Il est vrai que le travailleur fait sa consommation individuelle pour sa propre satisfaction et non pour celle du capitaliste. Mais les bêtes de somme aussi aiment à manger, et qui a jamais prétendu que leur alimentation en soit moins l’affaire du fermier ? Le capitaliste n’a pas besoin d’y veiller ; il peut s’en fier hardiment aux instincts de conservation et de propagation du travailleur libre.

Aussi est-il à mille lieues d’imiter ces brutaux exploiteurs de mines de l’Amérique méridionale qui forcent leurs esclaves à prendre une nourriture plus substantielle à la place de celle qui le serait moins[2] ; son unique souci est de limiter la consommation individuelle des ouvriers au strict nécessaire.

C’est pourquoi l’idéologue du capital, l’économiste politique, ne considère comme productive que la partie de la consommation individuelle qu’il faut à la classe ouvrière pour se perpétuer et s’accroître, et sans laquelle le capital ne trouverait pas de force de travail à consommer ou n’en trouverait pas assez. Tout ce que le travailleur peut dépenser par-dessus le marché pour sa jouissance, soit matérielle, soit intellectuelle, est consommation improductive[3]. Si l’accumulation du capital occasionne une hausse de salaire qui augmente les dépenses de l’ouvrier sans mettre le capitaliste à même de faire une plus large consommation de forces de travail, le capital additionnel est consommé improductivement[4]. En effet, la consommation du travailleur est improductive pour lui-même ; car elle ne reproduit que l’individu nécessiteux ; elle est productive pour le capitaliste et l’État, car elle produit la force créatrice de leur richesse[5].

Au point de vue social, la classe ouvrière est donc, comme tout autre instrument de travail, une appartenance du capital, dont le procès de reproduction implique dans certaines limites même la consommation individuelle des travailleurs. En retirant sans cesse au travail son produit et le portant au pôle opposé, le capital, ce procès empêche ses instruments conscients de lui échapper. La consommation individuelle, qui les soutient et les reproduit, détruit en même temps leurs subsistances, et les force ainsi à reparaître constamment sur le marché. Une chaîne retenait l’esclave romain ; ce sont des fils invisibles qui rivent le salarié à son propriétaire. Seulement ce propriétaire, ce n’est pas le capitaliste individuel, mais la classe capitaliste.

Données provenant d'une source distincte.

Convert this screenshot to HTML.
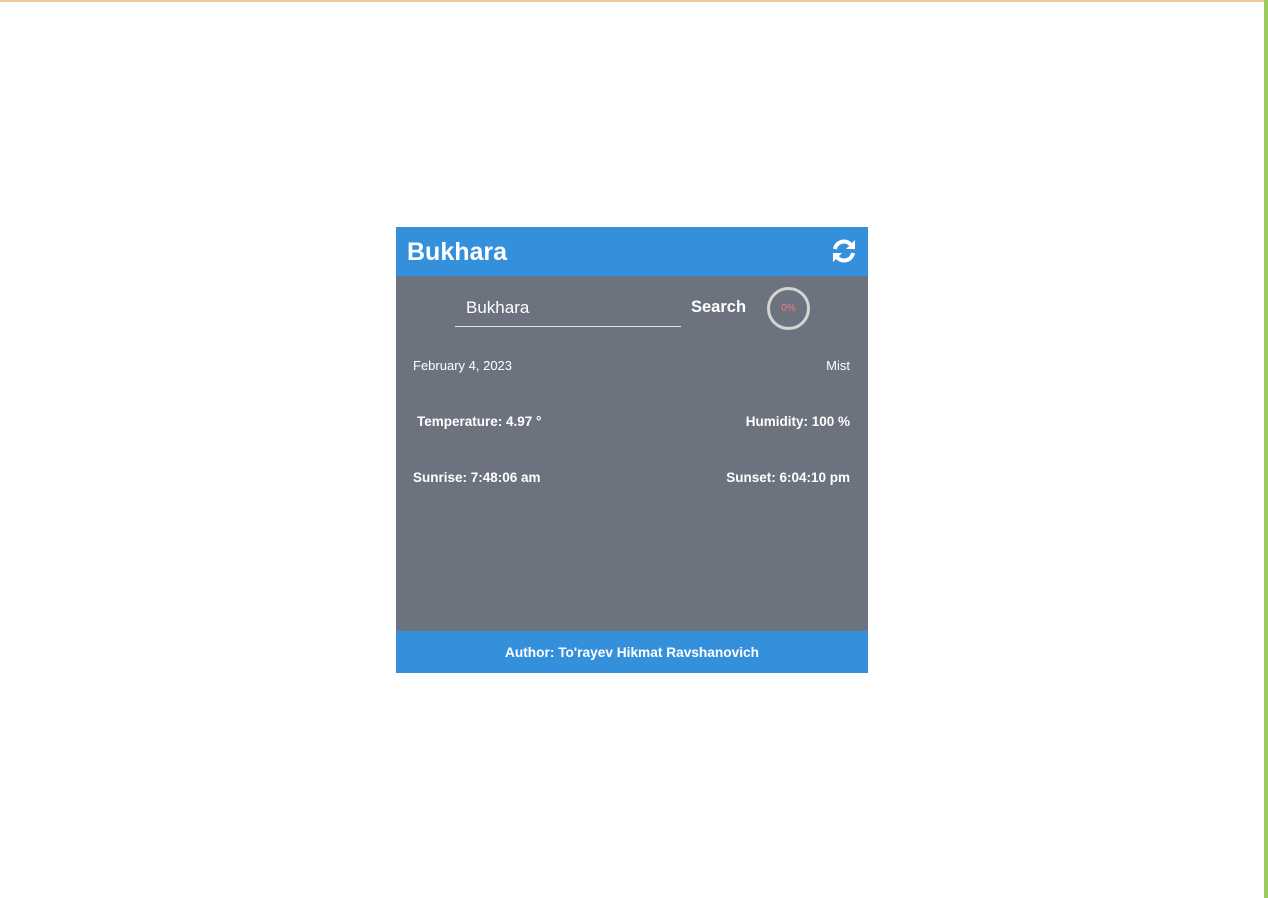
<!DOCTYPE html>
<html><head><style>
html,body{margin:0;padding:0;width:1268px;height:898px;background:#fff;overflow:hidden;font-family:"Liberation Sans",sans-serif;position:relative}
.top{position:absolute;left:0;top:0;width:1264px;height:2px;background:#f0c896}
.green{position:absolute;right:0;top:0;width:4px;height:898px;background:#9cc95c}
.card{position:absolute;left:396px;top:227px;width:472px;height:446px;background:#6c727e;color:#fff}
.hd{height:49px;background:#3590dc;position:relative}
.hd h1{margin:0;position:absolute;left:11px;top:11px;font-size:25px;font-weight:bold}
.hd svg{position:absolute;right:11px;top:11px}
.in{position:absolute;left:59px;top:70px;width:226px;height:30px;border-bottom:1px solid #e6e6e6;font-size:17px;padding-left:11px;line-height:22px;box-sizing:border-box}
.sb{position:absolute;left:691px;left:295px;top:71px;font-size:16.5px;font-weight:bold}
.circ{position:absolute;left:371px;top:60px;width:37px;height:37px;border:3px solid #d4d4d4;border-radius:50%;color:#f37c85;font-size:10px;text-align:center;line-height:37px}
.t{position:absolute;font-size:13.5px}
.b{font-weight:bold}
.ft{position:absolute;left:0;bottom:0;width:472px;height:42px;background:#3590dc;text-align:center;line-height:44px;font-size:13.7px;font-weight:bold}
</style></head><body>
<div class="top"></div><div class="green"></div>
<div class="card">
<div class="hd"><h1>Bukhara</h1>
<svg width="26" height="26" viewBox="0 0 26 26" fill="none" stroke="#fff" stroke-width="4"><path d="M4 11 A9 9 0 0 1 20 7"/><path d="M22 15 A9 9 0 0 1 6 19"/><path d="M24 2 V11 H15" fill="#fff" stroke-width="0"/><path d="M2 24 V15 H11" fill="#fff" stroke-width="0"/></svg>
</div>
<div class="in">Bukhara</div>
<div class="sb">Search</div>
<div class="circ">0%</div>
<div class="t" style="left:17px;top:131px;font-size:13px">February 4, 2023</div>
<div class="t" style="right:18px;top:131px;font-size:13px">Mist</div>
<div class="t b" style="left:21px;top:187px">Temperature: 4.97 °</div>
<div class="t b" style="right:18px;top:187px">Humidity: 100 %</div>
<div class="t b" style="left:17px;top:243px">Sunrise: 7:48:06 am</div>
<div class="t b" style="right:18px;top:243px">Sunset: 6:04:10 pm</div>
<div class="ft">Author: To'rayev Hikmat Ravshanovich</div>
</div>
</body></html>
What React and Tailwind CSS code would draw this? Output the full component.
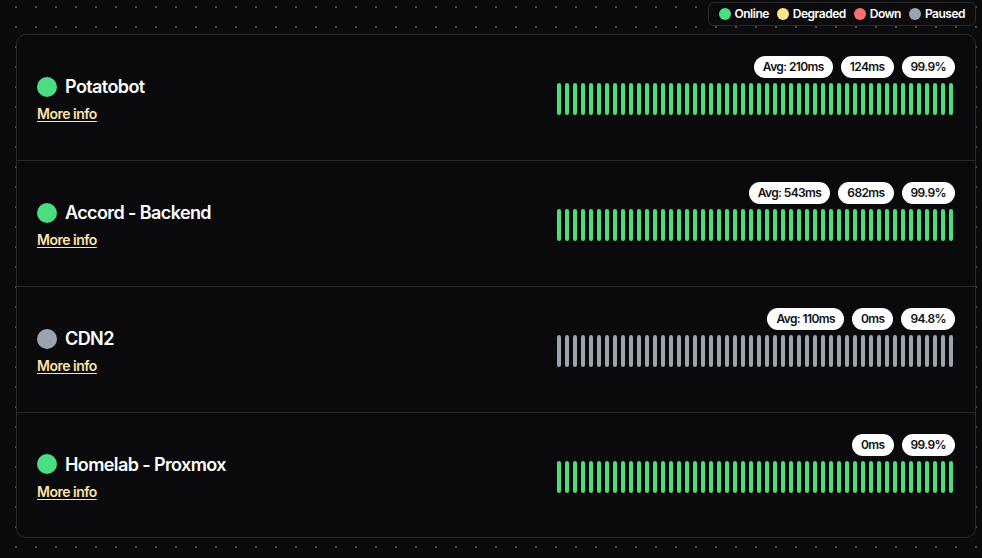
const monitors = [
  { name: "Potatobot", status: "online", avg: "210ms", ping: "124ms", uptime: "99.9%" },
  { name: "Accord - Backend", status: "online", avg: "543ms", ping: "682ms", uptime: "99.9%" },
  { name: "CDN2", status: "paused", avg: "110ms", ping: "0ms", uptime: "94.8%" },
  { name: "Homelab - Proxmox", status: "online", avg: null, ping: "0ms", uptime: "99.9%" },
];

const legend = [
  { label: "Online", dot: "bg-[#4ade80]" },
  { label: "Degraded", dot: "bg-[#fde68a]" },
  { label: "Down", dot: "bg-[#f87171]" },
  { label: "Paused", dot: "bg-[#9ca3af]" },
];

function Badge({ children }) {
  return (
    <span className="h-[22px] px-[9px] rounded-full bg-white text-[#111] text-[12px] font-semibold tracking-[-0.6px] flex items-center">
      {children}
    </span>
  );
}

function MonitorRow({ m, last }) {
  const color = m.status === "paused" ? "bg-[#9ca3af]" : "bg-[#4ade80]";
  return (
    <div
      className={`flex items-center justify-between pl-[20px] pr-[22px] ${
        last ? "h-[124px]" : "h-[126px] border-b border-[#27272a]"
      }`}
    >
      {/* Name + link */}
      <div className="flex flex-col gap-[3px] pt-[2px]">
        <div className="flex items-center gap-2">
          <span className={`w-5 h-5 rounded-full ${color}`} />
          <span className="text-[18px] font-semibold text-white tracking-[-0.6px]">{m.name}</span>
        </div>
        <a className="text-[14px] font-semibold text-[#fde3a7] underline underline-offset-2 tracking-[-0.5px] cursor-pointer">
          More info
        </a>
      </div>

      {/* Stats + bars */}
      <div className="flex flex-col items-end gap-[5px] pb-[24px]">
        <div className="flex gap-2 mr-[-2px]">
          {m.avg && <Badge>Avg: {m.avg}</Badge>}
          <Badge>{m.ping}</Badge>
          <Badge>{m.uptime}</Badge>
        </div>
        <div className="flex gap-1 h-8">
          {Array.from({ length: 50 }).map((_, i) => (
            <span key={i} className={`w-1 h-full rounded-full ${color}`} />
          ))}
        </div>
      </div>
    </div>
  );
}

export default function App() {
  return (
    <div
      className="w-[982px] h-[558px] overflow-hidden bg-[#0b0b0d] bg-[radial-gradient(circle,#4f4838_1px,transparent_1.2px)] bg-size-[20px_20px] bg-position-[6px_-3px] pt-[2px] pl-4 pr-[6px]"
      style={{ fontFamily: "Inter, 'Noto Sans', sans-serif" }}
    >
      {/* Legend */}
      <div className="flex justify-end">
        <div className="h-[24px] flex items-center gap-[8px] px-[10px] border border-[#2a2a2d] rounded-md bg-[#0b0b0d]">
          {legend.map((l) => (
            <div key={l.label} className="flex items-center gap-1">
              <span className={`w-3 h-3 rounded-full ${l.dot}`} />
              <span className="text-[12px] font-semibold text-white tracking-[-0.5px]">{l.label}</span>
            </div>
          ))}
        </div>
      </div>

      {/* Monitors */}
      <div className="mt-2 border border-[#2a2a2d] rounded-[10px] bg-[#0a0a0c]">
        {monitors.map((m, i) => (
          <MonitorRow key={m.name} m={m} last={i === monitors.length - 1} />
        ))}
      </div>
    </div>
  );
}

Il n’y a pas longtemps que cette classe employait encore la contrainte légale pour faire valoir son droit de propriété sur le travailleur libre. C’est ainsi que jusqu’en 1815 il était défendu, sous de fortes peines, aux ouvriers à la machine d’émigrer de l’Angleterre.

  1. Les économistes qui considèrent comme normale cette coïncidence de consommation individuelle et de consommation productive, doivent nécessairement ranger les subsistances de l’ouvrier au nombre des matières auxiliaires, telles que l’huile, le charbon, etc., qui sont consommées par les instruments de travail et constituent par conséquent un élément du capital productif. Rossi S’emporte contre cette classification, en oubliant fort à propos que si les subsistances de l’ouvrier n’entrent pas dans le capital productif, l’ouvrier lui-même en fait partie.
  2. « Les ouvriers des mines de l’Amérique du Sud, dont la besogne journalière (peut-être la plus pénible du monde) consiste à charger sur leurs épaules un poids de cent quatre vingts à deux cents livres de minerai et à le porter au dehors d’une profondeur de quatre cent cinquante pieds, ne vivent que de pain et de fèves. Ils prendraient volontiers du pain pour toute nourriture ; mais leurs maîtres se sont aperçus qu’ils ne peuvent pas travailler autant s’ils ne mangent que du pain, et les forcent de manger des fèves. Les fèves sont proportionnellement plus riches que le pain en phosphate de chaux. » (Liebig, l. c., 1re partie, p. 194, note.)
  3. James Mill, l. c., p. 238 et suiv.
  4. « Si le prix du travail s’élevait si haut, que malgré l’accroissement de capital il fût impossible d’employer plus de travail, je dirais alors que cet accroissement de capital est consommé improductivement. » (Ricardo, l. c., p. 163.)
  5. « La seule consommation productive dans le sens propre du mot c’est la consommation ou la destruction de richesse (il veut parier de l’usure des moyens de production) effectuée par le capitaliste en vue de la reproduction… L’ouvrier est un consommateur productif pour la personne qui l’emploie et pour l’État, mais, à vrai dire, il ne l’est pas pour lui-même. » (Malthus, Definitions, etc., p. 30.)